Europeans are not shown the chaos and destruction of their government’s intervention in the Middle East. And even when they are, it is often in the context of fighting a ‘common enemy’ for the establishment of ‘democracy’. Now let us flip the narrative and step into the shoes of an Iraqi, Syrian, Yemeni or Libyan in Europe who has relatives in the region. Those being bombed and killed are not a ‘common enemy’ but relatives, friends, people of similar culture, language, complexion. To these people, those being killed are ‘human’ and not an ‘other’.
When Obama, or Trump, declare a successful drones operation that killed an Al-Qaeda operative, they often neglect to mention the innocent women and children killed in that same operation. For non-Arab Europeans, the focus is on the death of the Al-Qaeda operative. For the Arab European, the focus is on the absence of any hysteria that women and children were actually killed in the operation, as well as the baffling, and frankly heart-breaking, subconscious acceptance by their fellow Europeans that people like them are acceptable collateral damage.

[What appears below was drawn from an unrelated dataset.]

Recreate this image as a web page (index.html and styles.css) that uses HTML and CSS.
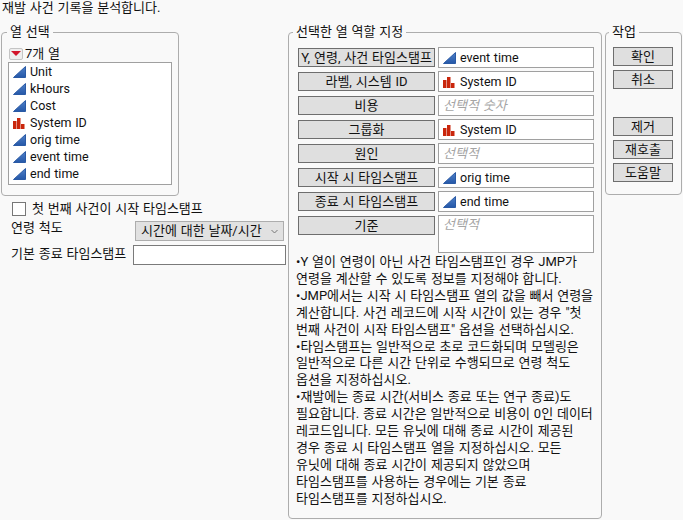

The problem with these conflicting narratives in Europe is that it creates a deep polarisation in general debate whereby to even suggest that European foreign policy is not one, but THE, defining factor in the promotion of terrorism is akin to treason and being a terrorist sympathiser. Foreign policy may not be THE defining factor. But to drown out the concerns of a sizeable section of European society, and then to thrust upon them one narrative that places a heavy burden on innocent Muslims in Europe to prove their loyalty to European values by disowning their heritage, only serves to create an environment that is rife for terror recruitment.